Source excerpt:
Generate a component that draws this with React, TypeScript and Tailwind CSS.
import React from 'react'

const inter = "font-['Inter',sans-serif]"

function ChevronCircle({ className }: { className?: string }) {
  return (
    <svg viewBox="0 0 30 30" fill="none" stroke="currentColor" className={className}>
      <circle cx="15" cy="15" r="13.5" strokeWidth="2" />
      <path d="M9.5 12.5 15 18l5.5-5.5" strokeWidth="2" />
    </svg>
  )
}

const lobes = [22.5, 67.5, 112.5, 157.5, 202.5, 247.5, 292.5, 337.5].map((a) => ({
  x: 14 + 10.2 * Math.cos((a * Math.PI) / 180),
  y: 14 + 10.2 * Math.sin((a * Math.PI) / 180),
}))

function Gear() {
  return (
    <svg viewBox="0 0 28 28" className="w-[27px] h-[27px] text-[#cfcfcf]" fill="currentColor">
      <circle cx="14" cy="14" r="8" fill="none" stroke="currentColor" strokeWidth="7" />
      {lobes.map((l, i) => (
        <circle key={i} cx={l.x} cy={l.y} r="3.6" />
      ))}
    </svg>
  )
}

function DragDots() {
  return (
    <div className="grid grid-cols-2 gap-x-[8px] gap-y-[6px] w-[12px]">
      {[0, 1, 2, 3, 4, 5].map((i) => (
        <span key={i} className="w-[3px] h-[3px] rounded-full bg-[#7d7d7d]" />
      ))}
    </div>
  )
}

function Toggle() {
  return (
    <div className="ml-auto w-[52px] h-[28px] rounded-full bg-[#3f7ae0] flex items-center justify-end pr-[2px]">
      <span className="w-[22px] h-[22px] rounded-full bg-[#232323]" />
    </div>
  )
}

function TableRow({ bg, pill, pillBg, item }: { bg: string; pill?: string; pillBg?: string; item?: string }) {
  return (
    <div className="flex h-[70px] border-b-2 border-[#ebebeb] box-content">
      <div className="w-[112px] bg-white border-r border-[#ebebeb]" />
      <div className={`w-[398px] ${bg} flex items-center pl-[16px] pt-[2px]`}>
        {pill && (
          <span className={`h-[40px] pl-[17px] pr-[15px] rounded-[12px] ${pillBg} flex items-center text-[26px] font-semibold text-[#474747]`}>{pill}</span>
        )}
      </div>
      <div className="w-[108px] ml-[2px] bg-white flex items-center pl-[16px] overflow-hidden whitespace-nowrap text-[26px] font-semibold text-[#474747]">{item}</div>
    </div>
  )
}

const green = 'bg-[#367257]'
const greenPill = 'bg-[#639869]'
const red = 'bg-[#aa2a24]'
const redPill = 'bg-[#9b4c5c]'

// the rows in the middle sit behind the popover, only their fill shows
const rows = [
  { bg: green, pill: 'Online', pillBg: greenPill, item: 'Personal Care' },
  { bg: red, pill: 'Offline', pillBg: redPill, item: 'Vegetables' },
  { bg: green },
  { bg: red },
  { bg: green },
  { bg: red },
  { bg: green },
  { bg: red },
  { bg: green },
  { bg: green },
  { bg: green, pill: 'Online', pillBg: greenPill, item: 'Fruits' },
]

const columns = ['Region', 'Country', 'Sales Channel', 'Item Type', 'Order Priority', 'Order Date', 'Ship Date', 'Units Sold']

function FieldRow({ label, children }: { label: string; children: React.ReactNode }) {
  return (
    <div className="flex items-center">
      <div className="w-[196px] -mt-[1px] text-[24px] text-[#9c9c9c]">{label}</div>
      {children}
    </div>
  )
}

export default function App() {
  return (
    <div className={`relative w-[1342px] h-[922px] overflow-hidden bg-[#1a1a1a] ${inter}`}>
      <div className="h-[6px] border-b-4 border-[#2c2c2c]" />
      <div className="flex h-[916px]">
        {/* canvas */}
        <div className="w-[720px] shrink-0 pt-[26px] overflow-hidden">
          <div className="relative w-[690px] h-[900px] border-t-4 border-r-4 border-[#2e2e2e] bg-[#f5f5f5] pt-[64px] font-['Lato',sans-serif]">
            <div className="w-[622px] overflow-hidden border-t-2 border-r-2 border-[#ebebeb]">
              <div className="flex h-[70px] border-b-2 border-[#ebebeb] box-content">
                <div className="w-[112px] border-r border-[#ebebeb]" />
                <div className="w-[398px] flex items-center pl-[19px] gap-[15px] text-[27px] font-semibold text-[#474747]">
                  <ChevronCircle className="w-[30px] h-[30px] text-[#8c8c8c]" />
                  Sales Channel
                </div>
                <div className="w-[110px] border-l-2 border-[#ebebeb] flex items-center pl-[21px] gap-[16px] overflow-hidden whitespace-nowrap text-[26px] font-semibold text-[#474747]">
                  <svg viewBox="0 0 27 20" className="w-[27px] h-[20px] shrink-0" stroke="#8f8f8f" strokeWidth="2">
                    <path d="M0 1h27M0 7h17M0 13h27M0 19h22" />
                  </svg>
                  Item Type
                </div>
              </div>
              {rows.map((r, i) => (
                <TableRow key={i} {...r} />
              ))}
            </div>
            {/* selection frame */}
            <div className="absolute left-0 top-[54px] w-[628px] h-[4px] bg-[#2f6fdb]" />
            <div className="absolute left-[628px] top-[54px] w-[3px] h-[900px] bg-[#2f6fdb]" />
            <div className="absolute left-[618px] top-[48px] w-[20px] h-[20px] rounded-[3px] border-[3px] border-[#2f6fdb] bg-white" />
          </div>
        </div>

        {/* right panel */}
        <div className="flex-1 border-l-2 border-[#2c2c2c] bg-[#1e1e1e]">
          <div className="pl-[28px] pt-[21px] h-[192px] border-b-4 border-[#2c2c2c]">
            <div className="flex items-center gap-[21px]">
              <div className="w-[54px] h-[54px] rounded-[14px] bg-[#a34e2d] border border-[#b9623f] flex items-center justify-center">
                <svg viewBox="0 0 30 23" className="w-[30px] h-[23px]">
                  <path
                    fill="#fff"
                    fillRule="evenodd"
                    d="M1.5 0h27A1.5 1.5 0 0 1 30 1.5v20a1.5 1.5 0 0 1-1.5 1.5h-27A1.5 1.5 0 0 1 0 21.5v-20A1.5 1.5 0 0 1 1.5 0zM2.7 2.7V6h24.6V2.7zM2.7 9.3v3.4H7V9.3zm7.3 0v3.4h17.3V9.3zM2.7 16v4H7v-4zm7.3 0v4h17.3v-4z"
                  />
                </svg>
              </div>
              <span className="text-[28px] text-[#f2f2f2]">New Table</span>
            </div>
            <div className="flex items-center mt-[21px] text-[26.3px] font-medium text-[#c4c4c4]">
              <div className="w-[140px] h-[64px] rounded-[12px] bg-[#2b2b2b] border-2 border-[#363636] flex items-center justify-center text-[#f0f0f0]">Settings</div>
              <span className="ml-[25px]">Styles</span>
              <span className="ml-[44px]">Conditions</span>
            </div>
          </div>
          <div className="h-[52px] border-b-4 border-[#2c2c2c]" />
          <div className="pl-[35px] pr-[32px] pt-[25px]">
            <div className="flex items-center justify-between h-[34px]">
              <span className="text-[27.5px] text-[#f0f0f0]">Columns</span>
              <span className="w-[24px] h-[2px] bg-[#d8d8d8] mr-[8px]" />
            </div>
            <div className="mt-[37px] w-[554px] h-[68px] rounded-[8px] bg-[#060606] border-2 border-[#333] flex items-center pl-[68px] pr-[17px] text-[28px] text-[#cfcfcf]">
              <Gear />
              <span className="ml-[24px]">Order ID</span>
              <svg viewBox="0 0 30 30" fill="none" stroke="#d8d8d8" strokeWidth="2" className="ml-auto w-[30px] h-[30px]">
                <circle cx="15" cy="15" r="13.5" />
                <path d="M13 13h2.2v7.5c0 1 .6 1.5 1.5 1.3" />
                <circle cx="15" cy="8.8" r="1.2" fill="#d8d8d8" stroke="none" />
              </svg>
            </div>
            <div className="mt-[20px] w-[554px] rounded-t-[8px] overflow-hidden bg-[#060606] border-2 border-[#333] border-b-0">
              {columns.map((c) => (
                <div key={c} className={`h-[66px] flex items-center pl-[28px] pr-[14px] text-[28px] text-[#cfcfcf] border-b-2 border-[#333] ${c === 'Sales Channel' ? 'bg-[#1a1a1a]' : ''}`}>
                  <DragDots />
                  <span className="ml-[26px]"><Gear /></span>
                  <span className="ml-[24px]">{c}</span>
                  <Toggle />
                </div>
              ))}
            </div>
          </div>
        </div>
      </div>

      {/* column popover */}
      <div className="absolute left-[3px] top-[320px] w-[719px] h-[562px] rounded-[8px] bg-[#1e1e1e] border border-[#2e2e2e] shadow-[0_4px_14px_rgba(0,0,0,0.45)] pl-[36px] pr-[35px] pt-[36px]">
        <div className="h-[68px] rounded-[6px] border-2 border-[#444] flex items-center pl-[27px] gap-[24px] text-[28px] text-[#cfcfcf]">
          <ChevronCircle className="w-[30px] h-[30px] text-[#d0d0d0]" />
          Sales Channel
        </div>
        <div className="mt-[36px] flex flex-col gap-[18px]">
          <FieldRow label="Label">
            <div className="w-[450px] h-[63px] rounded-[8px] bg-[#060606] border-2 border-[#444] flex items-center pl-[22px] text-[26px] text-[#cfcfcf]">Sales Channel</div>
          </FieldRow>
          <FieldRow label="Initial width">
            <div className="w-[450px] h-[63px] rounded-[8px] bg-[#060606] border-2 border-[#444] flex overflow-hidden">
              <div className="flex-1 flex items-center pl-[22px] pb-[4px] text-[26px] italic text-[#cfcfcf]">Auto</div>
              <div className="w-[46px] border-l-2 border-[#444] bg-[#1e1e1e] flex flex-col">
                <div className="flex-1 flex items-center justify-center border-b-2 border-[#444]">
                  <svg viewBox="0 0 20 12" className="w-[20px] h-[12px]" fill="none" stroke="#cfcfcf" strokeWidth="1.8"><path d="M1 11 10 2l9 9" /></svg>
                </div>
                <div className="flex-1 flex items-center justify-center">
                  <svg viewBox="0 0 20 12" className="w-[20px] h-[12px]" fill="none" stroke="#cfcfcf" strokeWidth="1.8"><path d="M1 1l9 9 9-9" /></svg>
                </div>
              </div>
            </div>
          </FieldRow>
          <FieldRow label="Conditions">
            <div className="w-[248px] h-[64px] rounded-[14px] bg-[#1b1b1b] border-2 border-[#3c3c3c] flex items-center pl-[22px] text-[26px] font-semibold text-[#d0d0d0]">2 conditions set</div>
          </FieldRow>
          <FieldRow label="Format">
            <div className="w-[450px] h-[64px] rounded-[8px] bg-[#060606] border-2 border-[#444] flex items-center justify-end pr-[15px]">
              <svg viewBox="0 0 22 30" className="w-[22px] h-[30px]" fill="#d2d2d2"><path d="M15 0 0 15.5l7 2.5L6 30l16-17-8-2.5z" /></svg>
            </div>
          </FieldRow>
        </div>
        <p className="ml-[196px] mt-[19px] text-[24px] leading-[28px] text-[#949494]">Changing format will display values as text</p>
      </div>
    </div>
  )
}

Directions for this task: Among the lines of the listing, how many hold the string "React"? Respond with only the number.

Task result: 3